In a Kubernetes cluster, SPIRE integrates with the kubelet attestation API to verify that a workload is who it claims to be based on its pod identity, namespace, and service account — not just what IP address it's on.

# SPIRE registration entry: register the auth-service workload
spire-server entry create \
  -spiffeID spiffe://cluster.local/ns/production/sa/auth-service \
  -parentID spiffe://cluster.local/spire/agent/k8s_sat/production/NODE_UID \
  -selector k8s:ns:production \
  -selector k8s:sa:auth-service \
  -ttl 3600

With SPIRE, the mTLS certificate the auth-service presents carries a SPIFFE ID in the Subject Alternative Name. Any receiver that validates the cert knows with cryptographic confidence that they're talking to the auth-service in the production namespace — not just something that managed to reach the internal network.

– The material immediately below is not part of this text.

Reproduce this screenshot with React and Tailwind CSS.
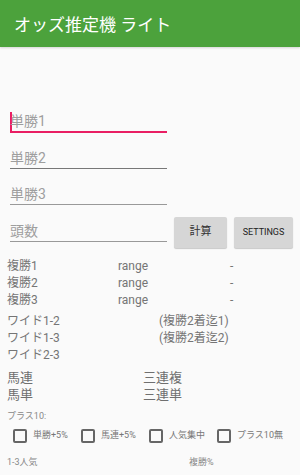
export default function App() {
  const font = { fontFamily: 'Roboto, "Noto Sans CJK JP", sans-serif' };
  const checks = ["単勝+5%", "馬連+5%", "人気集中", "プラス10無"];
  return (
    <div className="w-[300px] h-[475px] bg-[#fafafa] overflow-hidden" style={font}>
      <div className="h-[47px] bg-[#4ca23c] flex items-center px-[14px] pt-[4px] text-white text-[17px] shadow-[0_1px_2px_rgba(0,0,0,0.15)]">
        オッズ推定機 ライト
      </div>
      <div className="pt-[50px]">
        <div className="ml-[10px] w-[157px] h-[36px] flex items-end border-b-2 border-[#e91e63]">
          <div className="flex items-center mb-[0px] h-[20px]">
            <span className="w-[2px] h-[19px] bg-[#e91e63] mr-[-2px]"></span>
            <span className="text-[14px] text-[#9e9e9e] leading-[20px]">単勝1</span>
          </div>
        </div>
        <div className="ml-[10px] w-[157px] h-[36px] flex items-end border-b border-[#777]">
          <span className="text-[14px] text-[#9e9e9e] leading-[20px] mb-[0px]">単勝2</span>
        </div>
        <div className="ml-[10px] w-[157px] h-[36px] flex items-end border-b border-[#999]">
          <span className="text-[14px] text-[#9e9e9e] leading-[20px] mb-[0px]">単勝3</span>
        </div>
        <div className="flex items-start">
          <div className="ml-[10px] w-[157px] h-[37px] flex items-end border-b border-[#999]">
            <span className="text-[14px] text-[#9e9e9e] leading-[20px] mb-[0px]">頭数</span>
          </div>
          <button className="ml-[7px] mt-[12px] w-[53px] h-[31px] bg-[#d6d6d6] rounded-[2px] shadow-[0_1px_1px_rgba(0,0,0,0.2)] text-[11px] text-[#333]">
            計算
          </button>
          <button className="ml-[7px] mt-[12px] w-[59px] h-[31px] bg-[#d6d6d6] rounded-[2px] shadow-[0_1px_1px_rgba(0,0,0,0.2)] text-[9px] text-[#222]">
            SETTINGS
          </button>
        </div>
        <div className="mt-[10px] text-[12px] leading-[17px] text-[#757575]">
          {["複勝1", "複勝2", "複勝3"].map((l) => (
            <div key={l} className="flex">
              <span className="ml-[7px] w-[111px]">{l}</span>
              <span className="w-[112px]">range</span>
              <span>-</span>
            </div>
          ))}
        </div>
        <div className="mt-[4px] text-[12px] leading-[17px] text-[#757575]">
          <div className="flex">
            <span className="ml-[7px] w-[152px]">ワイド1-2</span>
            <span>(複勝2着迄1)</span>
          </div>
          <div className="flex">
            <span className="ml-[7px] w-[152px]">ワイド1-3</span>
            <span>(複勝2着迄2)</span>
          </div>
          <div className="flex">
            <span className="ml-[7px] w-[152px]">ワイド2-3</span>
          </div>
        </div>
        <div className="mt-[5px] text-[13px] leading-[17px] text-[#6f6f6f]">
          <div className="flex">
            <span className="ml-[7px] w-[136px]">馬連</span>
            <span>三連複</span>
          </div>
          <div className="flex">
            <span className="ml-[7px] w-[136px]">馬単</span>
            <span>三連単</span>
          </div>
        </div>
        <div className="mt-[6px] ml-[7px] text-[9px] leading-[14px] text-[#888]">プラス10:</div>
        <div className="mt-[5px] flex items-center h-[16px]">
          {checks.map((c, i) => (
            <div key={c} className={`flex items-center ${i === 0 ? "ml-[13px]" : ""} w-[68px]`}>
              <span className="w-[14px] h-[14px] border-2 border-[#666] rounded-[2px]"></span>
              <span className="ml-[6px] text-[9px] text-[#777]">{c}</span>
            </div>
          ))}
        </div>
        <div className="mt-[11px] flex text-[9px] leading-[14px] text-[#888]">
          <span className="ml-[7px] w-[182px]">1-3人気</span>
          <span>複勝%</span>
        </div>
      </div>
    </div>
  );
}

Authorization at every hop

Zero trust authentication (proving who you are) is only half the picture. You also need authorization at every service boundary. Just because the API gateway is allowed to call the auth service doesn't mean every API gateway request should be able to hit every auth service endpoint.

Use a policy engine like Open Policy Agent (OPA) for fine-grained service-to-service authorization:

# OPA policy: which services can call which endpoints
package authz.service

default allow = false

allow {
  caller_is_authorized
  request_is_authorized
}

caller_is_authorized {
  # Extract SPIFFE ID from validated mTLS cert
  caller_id := input.caller_spiffe_id
  allowed_callers[input.resource][input.action][caller_id]
}

allowed_callers := {
  "/internal/validate-token": {
    "POST": {
      "spiffe://cluster.local/ns/production/sa/api-gateway": true,
      "spiffe://cluster.local/ns/production/sa/webhook-service": true,
    }
  }
}
Zero trust is a journey, not a switch. Start with mTLS on your most sensitive internal service boundaries. Expand from there. Trying to implement full zero trust across your entire infrastructure in one pass will stall — pick the highest-value boundaries first.